Many ground-based observers also captured the event at locations in Hawaii, southern California,and Flagstaff, AZ.  Other teams from the Southwest Research Institute(SwRI) and l'Observatoire de Paris were observing the same event throughout the Pacific basin; the SwRI team included Lowell astronomer Larry Wasserman, who observed from the island nation of Nauru.  Data analysis is underway and results will be presented at the Division for Planetary Sciences of the American Astronomical Society fall meeting in October 2011 in Nantes, France.

This Pluto occultation observation continues a long history of occultation science at Lowell Observatory that includes many astronomers, past and present, who have used the technique to study bodies as diverse as asteroids, planets, planetary rings,and stars.  Key results include the discovery of the rings around Uranus in 1977, as well as Pluto's atmosphere in 1988.

Funding for this research was provided by grants from USRA for SOFIA and NASA's Planetary Astronomy Program. 
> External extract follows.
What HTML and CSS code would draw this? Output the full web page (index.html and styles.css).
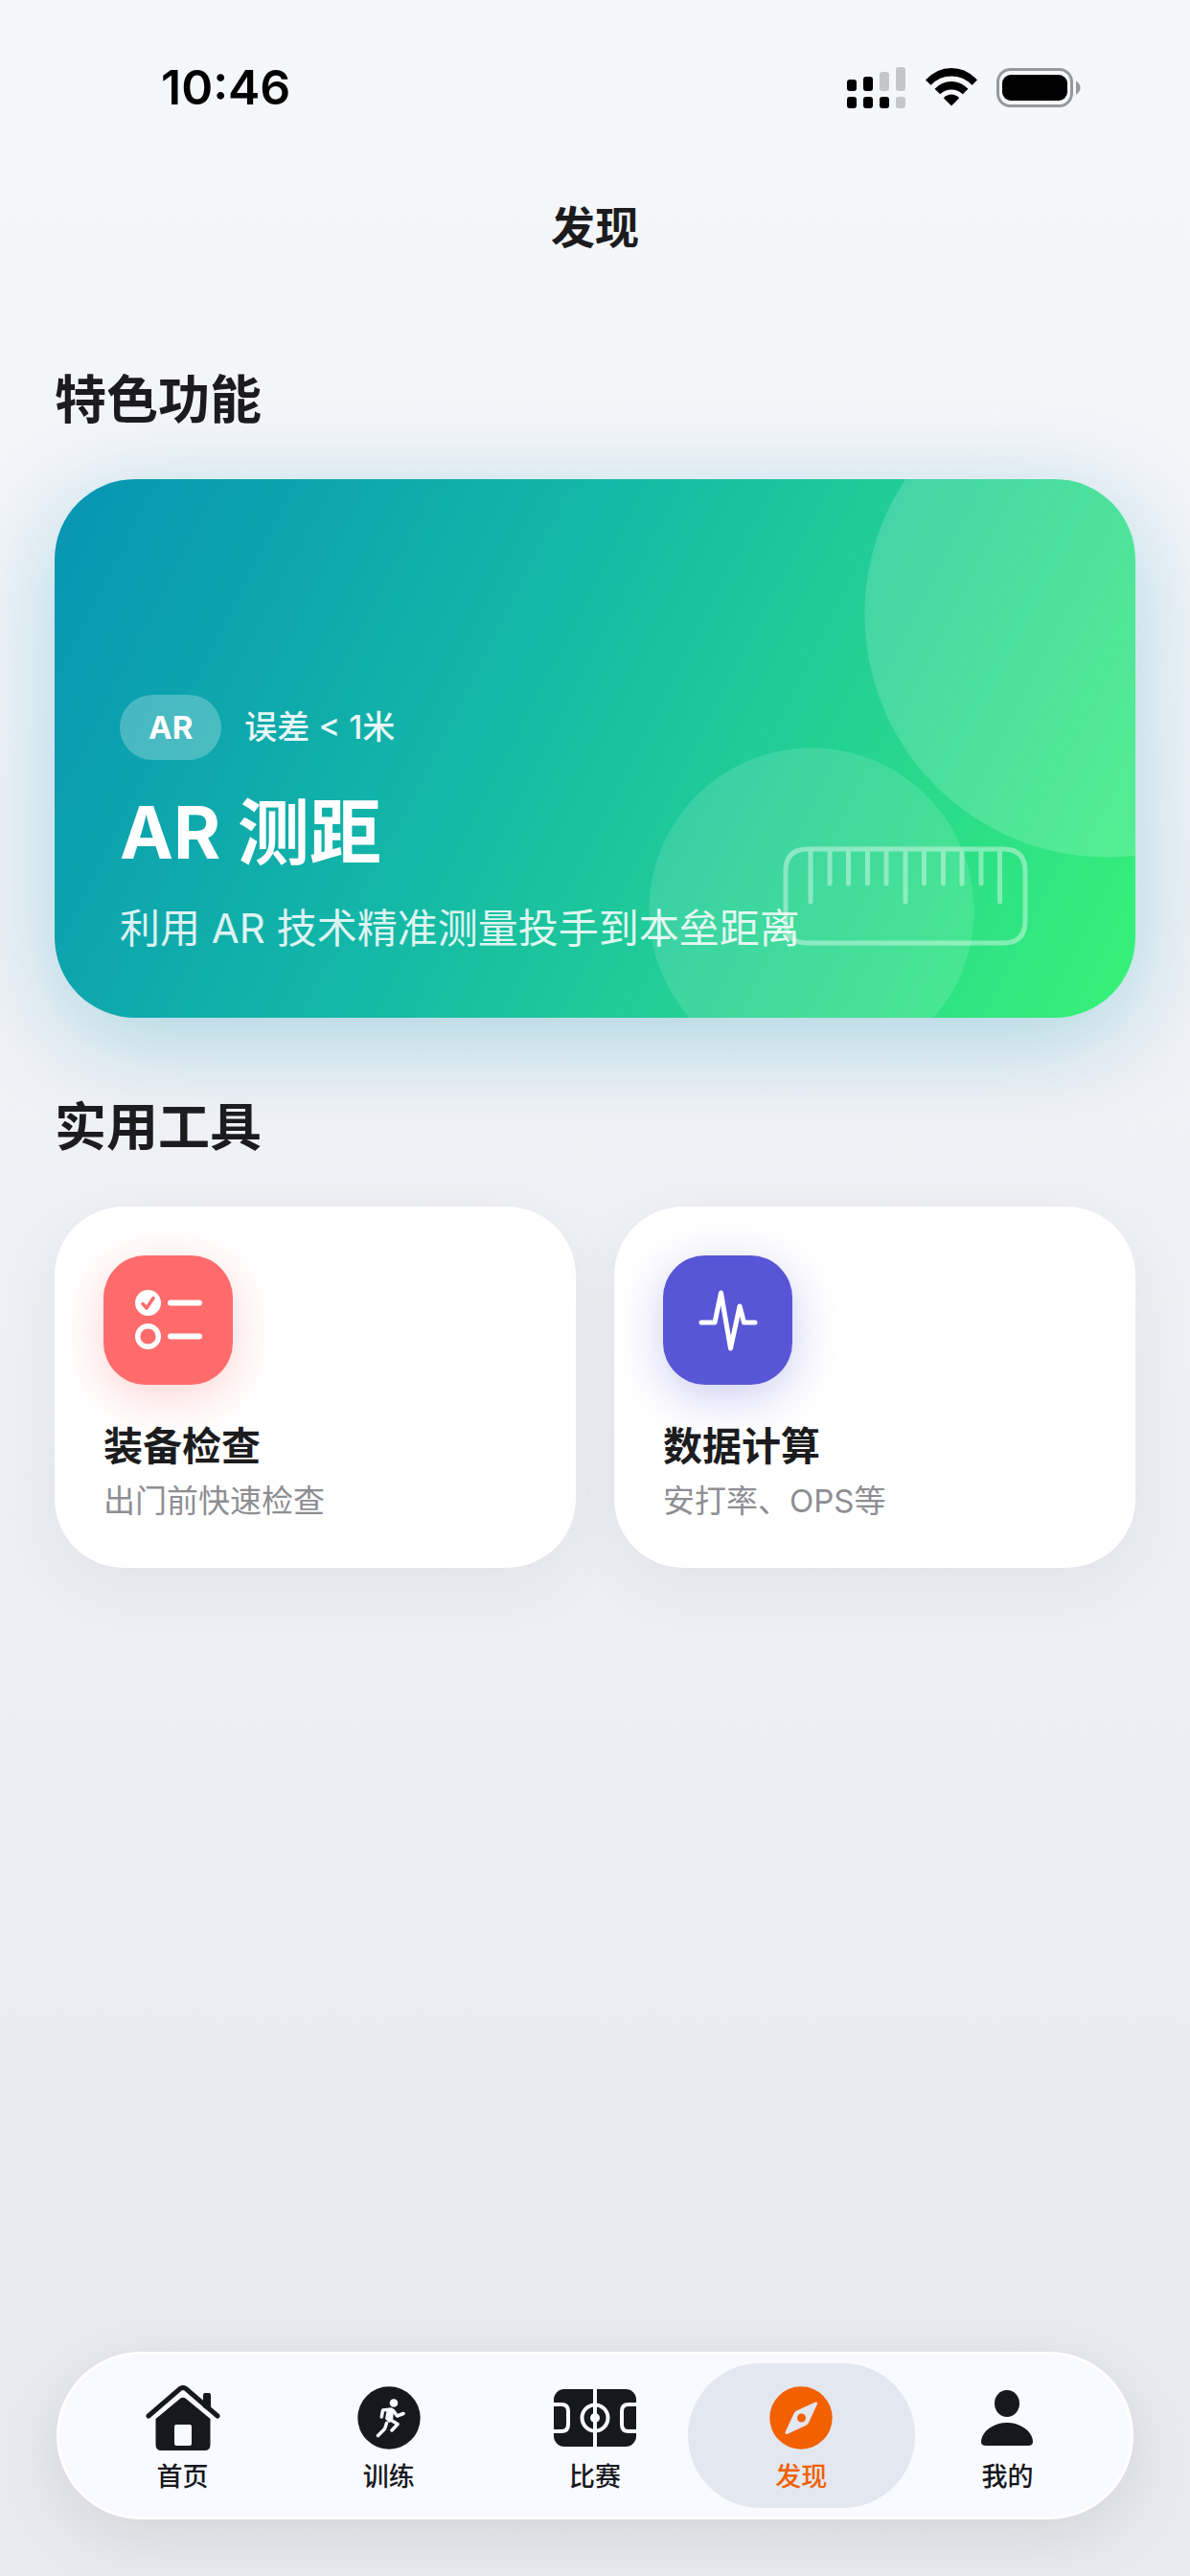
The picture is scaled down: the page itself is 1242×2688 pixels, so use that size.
FILE: index.html
```
<!DOCTYPE html>
<html lang="zh-CN">
<head>
    <meta charset="UTF-8">
    <meta name="viewport" content="width=device-width, initial-scale=1.0">
    <title>发现</title>
    <link rel="stylesheet" href="styles.css">
</head>
<body>

    <div class="status-bar">
        <span class="time">10:46</span>
        <div class="status-icons">
            <svg class="signal" width="62" height="43" viewBox="0 0 62 43">
                <g fill="#000">
                    <rect x="0" y="13" width="10" height="12" rx="3"/>
                    <rect x="17" y="10" width="10" height="15" rx="3"/>
                    <rect x="0" y="31" width="10" height="12" rx="3"/>
                    <rect x="17" y="31" width="10" height="12" rx="3"/>
                    <rect x="34" y="31" width="10" height="12" rx="3"/>
                </g>
                <g fill="#c5c6c8">
                    <rect x="34" y="5" width="10" height="20" rx="3"/>
                    <rect x="51" y="0" width="10" height="25" rx="3"/>
                    <rect x="51" y="31" width="10" height="12" rx="3"/>
                </g>
            </svg>
            <svg class="wifi" width="54" height="40" viewBox="0 0 54 40">
                <path d="M0 12.500Q11.500 0 27 0T54 12.500L48.500 17.800Q39.500 8.500 27 8.500T5.500 17.800Z"/>
                <path d="M9.500 21.700Q17 14 27 14T44.500 21.700L38.800 27.300Q34 22.500 27 22.500T15.200 27.300Z"/>
                <path d="M18.800 31.200Q22.500 27.500 27 27.500T35.200 31.200L27 39.500Z"/>
            </svg>
            <svg class="battery" width="88" height="41" viewBox="0 0 88 41">
                <rect x="1.500" y="1.500" width="77" height="38" rx="13" fill="none" stroke="#97989a" stroke-width="3"/>
                <rect x="6" y="7" width="68" height="27" rx="9"/>
                <path d="M83 13.500Q87.500 16 87.500 20.500T83 27.500Z" fill="#97989a"/>
            </svg>
        </div>
    </div>

    <header class="page-header">
        <h1>发现</h1>
    </header>

    <main>
        <section>
            <h2>特色功能</h2>
            <a class="hero" href="#ar">
                <svg class="ruler" width="256" height="104" viewBox="0 0 256 104" fill="none" stroke="#fff" stroke-linecap="round">
                    <path stroke-width="5" d="M26 3H230Q253 3 253 26V78Q253 101 230 101H26Q3 101 3 78V26Q3 3 26 3ZM29 6V58M49 6V39M68.500 6V39M88.500 6V39M108 6V39M128 6V58M147.500 6V39M167.500 6V39M187 6V39M207 6V39M226.500 6V58"/>
                </svg>
                <span class="hero-meta">
                    <span class="badge">AR</span>
                    <span class="accuracy">误差 &lt; 1米</span>
                </span>
                <span class="hero-title">AR 测距</span>
                <span class="hero-text">利用 AR 技术精准测量投手到本垒距离</span>
            </a>
        </section>

        <section>
            <h2>实用工具</h2>
            <div class="tools">
                <a class="tool" href="#gear">
                    <span class="tool-icon red">
                        <svg width="70" height="64" viewBox="0 0 70 64" fill="none" stroke="#fff" stroke-linecap="round" stroke-linejoin="round">
                            <circle cx="13.500" cy="13.500" r="13.500" fill="#fff" stroke="none"/>
                            <path d="M8 14.500L12 19L19 8.500" stroke="#ff6b6b" stroke-width="3.500"/>
                            <circle cx="13.500" cy="48.500" r="10.800" stroke-width="5.400"/>
                            <path d="M37 13.500H67M37 48.500H67" stroke-width="6"/>
                        </svg>
                    </span>
                    <span class="tool-title">装备检查</span>
                    <span class="tool-text">出门前快速检查</span>
                </a>
                <a class="tool" href="#stats">
                    <span class="tool-icon purple">
                        <svg width="62" height="64" viewBox="0 0 62 64" fill="none" stroke="#fff" stroke-width="5" stroke-linecap="round" stroke-linejoin="round">
                            <path d="M3 34H17L23.500 3L33.500 61L43 17L47.500 34H59"/>
                        </svg>
                    </span>
                    <span class="tool-title">数据计算</span>
                    <span class="tool-text">安打率、OPS等</span>
                </a>
            </div>
        </section>
    </main>

    <nav class="tab-bar">
        <a class="tab" href="#home">
            <svg width="78" height="68" viewBox="0 0 78 68">
                <path d="M3 32L36 3.500Q39 1.500 42 3.500L75 32" fill="none" stroke="#17181d" stroke-width="5" stroke-linecap="round"/>
                <path d="M60 23V10Q60 8 62 8H66Q68 8 68 10V28Z"/>
                <path fill-rule="evenodd" d="M10.500 35L36.500 13.500Q39 12 41.500 13.500L67.500 35V62Q67.500 68 61.500 68H16.500Q10.500 68 10.500 62ZM30 43V61Q30 63 32 63H46Q48 63 48 61V43Q48 41 46 41H32Q30 41 30 43Z"/>
            </svg>
            首页
        </a>
        <a class="tab" href="#training">
            <svg width="66" height="66" viewBox="0 0 66 66">
                <circle cx="33" cy="33" r="32.700"/>
                <circle cx="38" cy="17.500" r="4.300" fill="#f9faff"/>
                <path fill="none" stroke="#f9faff" stroke-width="3.500" stroke-linecap="round" stroke-linejoin="round" d="M25.300 32L26.500 25L35 24L37.500 25.500L41.500 31L48 28.500M34.500 35L42 39.500L36 46M30.500 38.500L28.500 44.500L21.500 51.500"/>
                <path fill="#f9faff" d="M31 23.500L38 24.500L37 36L33 38L29 34Z"/>
            </svg>
            训练
        </a>
        <a class="tab" href="#match">
            <svg width="86" height="60" viewBox="0 0 86 60">
                <rect x="0" y="0" width="86" height="60" rx="11"/>
                <g fill="none" stroke="#f9faff" stroke-width="4">
                    <path d="M43 0V60M0 16H8Q15 16 15 23V37Q15 44 8 44H0M86 16H78Q71 16 71 23V37Q71 44 78 44H86"/>
                    <circle cx="43" cy="30" r="13.500"/>
                </g>
                <circle cx="43" cy="30" r="5" fill="#f9faff"/>
            </svg>
            比赛
        </a>
        <a class="tab active" href="#discover" aria-current="page">
            <svg width="66" height="66" viewBox="0 0 66 66">
                <circle cx="33" cy="33" r="32.700"/>
                <path fill="#e3e7f0" d="M48 16.500Q50.500 16 50 18.500L41 38Q40 40 38 41L18.500 50Q16 50.500 16.500 48L25.500 28.500Q26.500 26.500 28.500 25.500Z"/>
                <circle cx="33.500" cy="33" r="4.500"/>
            </svg>
            发现
        </a>
        <a class="tab" href="#me">
            <svg width="56" height="58" viewBox="0 0 56 58">
                <ellipse cx="28" cy="14" rx="13" ry="14"/>
                <path d="M6 58Q1 58 1 54C1 44 13 34 28 34S55 44 55 54Q55 58 50 58Z"/>
            </svg>
            我的
        </a>
    </nav>

</body>
</html>
```
FILE: styles.css
```
* {
    box-sizing: border-box;
}

body {
    margin: 0;
    min-height: 100vh;
    display: flex;
    flex-direction: column;
    font-family: Inter, "Noto Sans CJK SC", sans-serif;
    color: #1c1c1e;
    background: linear-gradient(#f5f7fb, #e9eaef);
}

a {
    color: inherit;
    text-decoration: none;
}

svg {
    display: block;
    flex: none;
}

.status-bar {
    display: flex;
    justify-content: space-between;
    align-items: center;
    height: 132px;
    padding: 50px 114px 0 168px;
}

.time {
    font-size: 50px;
    font-weight: 600;
    line-height: 60px;
    color: #000;
}

.status-icons {
    display: flex;
    align-items: center;
    gap: 20px;
}

.page-header {
    padding: 72px 57px;
    text-align: center;
}

h1,
h2 {
    margin: 0;
    font-weight: 700;
}

h1 {
    font-size: 46px;
    line-height: 66px;
}

main {
    flex: 1;
    padding: 36px 57px;
}

h2 {
    font-size: 54px;
    line-height: 80px;
    margin-bottom: 42px;
}

section + section {
    margin-top: 75px;
}

.hero {
    position: relative;
    display: flex;
    flex-direction: column;
    justify-content: flex-end;
    min-height: 562px;
    padding: 63px 68px;
    border-radius: 84px;
    color: #fff;
    background:
        radial-gradient(circle at calc(100% - 29px) 141px, rgba(255, 255, 255, 0.16) 253px, transparent 254px),
        radial-gradient(circle at calc(100% - 338px) 450px, rgba(255, 255, 255, 0.12) 169px, transparent 170px),
        linear-gradient(117deg, #0794b4, #14b9a6 42%, #24d292 68%, #38f277);
    box-shadow: 0 24px 100px rgba(8, 150, 180, 0.3);
}

/* ruler illustration behind the caption */
.ruler {
    position: absolute;
    right: 112px;
    bottom: 75px;
    opacity: 0.4;
}

.hero-meta {
    display: flex;
    align-items: center;
    gap: 24px;
    font-size: 33px;
}

.badge {
    padding: 14px 30px;
    border-radius: 35px;
    line-height: 40px;
    font-weight: 700;
    background: rgba(255, 255, 255, 0.25);
}

.accuracy {
    font-size: 34px;
    line-height: 40px;
    font-weight: 500;
    opacity: 0.9;
}

.hero-title {
    margin-top: 26px;
    font-size: 75px;
    font-weight: 700;
    line-height: 100px;
}

.hero-text {
    position: relative;
    margin-top: 20px;
    font-size: 42px;
    line-height: 60px;
    opacity: 0.85;
}

.tools {
    display: grid;
    grid-template-columns: 1fr 1fr;
    gap: 40px;
}

.tool {
    display: flex;
    flex-direction: column;
    padding: 51px 51px 48px;
    border-radius: 72px;
    background: #fff;
    box-shadow: 0 16px 72px rgba(0, 0, 0, 0.06);
}

.tool-icon {
    display: flex;
    align-items: center;
    justify-content: center;
    width: 135px;
    height: 135px;
    border-radius: 44px;
}

.red {
    background: #ff6b6b;
    box-shadow: 0 12px 48px rgba(255, 107, 107, 0.3);
}

.purple {
    background: #5856d6;
    box-shadow: 0 12px 48px rgba(88, 86, 214, 0.3);
}

.tool-title {
    margin-top: 34px;
    font-size: 41px;
    font-weight: 700;
    line-height: 60px;
}

.tool-text {
    margin-top: 5px;
    font-size: 33px;
    line-height: 44px;
    color: #8e8e93;
}

.tab-bar {
    display: flex;
    margin: 0 59px 59px;
    padding: 9px 21px;
    border: 3px solid #fff;
    border-radius: 88px;
    background: #f9faff;
    box-shadow: 0 16px 72px rgba(0, 0, 0, 0.1);
}

.tab {
    flex: 1;
    display: flex;
    flex-direction: column;
    align-items: center;
    margin: 0 -11px;
    height: 151px;
    padding: 14px 0 12px;
    border-radius: 76px;
    font-size: 27px;
    font-weight: 500;
    line-height: 40px;
    color: #17181d;
    fill: #17181d;
}

.tab svg {
    margin: auto;
}

.active {
    color: #f26000;
    fill: #f26000;
    background: #e3e7f0;
}
```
Lowell Observatory is a private, non-profit research institution founded in 1894 by Percival Lowell. The Observatory has been the site of many important findings including the discovery of the large recessional velocities (redshift) of galaxies by Vesto Slipher in 1912-1914 (a result that led ultimately to the realization the universe is expanding), and the discovery of Pluto by Clyde Tombaugh in 1930. Today, Lowell's 19 astronomers use ground-based telescopes around the world, telescopes in space, and NASA planetary spacecraft to conduct research in diverse areas of astronomy and planetary science. The Observatory welcomes about 80,000 visitors each year to its Mars Hill campus in Flagstaff, Arizona for a variety of tours, telescope viewing, and special programs. Lowell Observatory currently has four research telescopes at its Anderson Mesa dark sky site east of Flagstaff, and is building a 4-meter class research telescope, the Discovery Channel Telescope.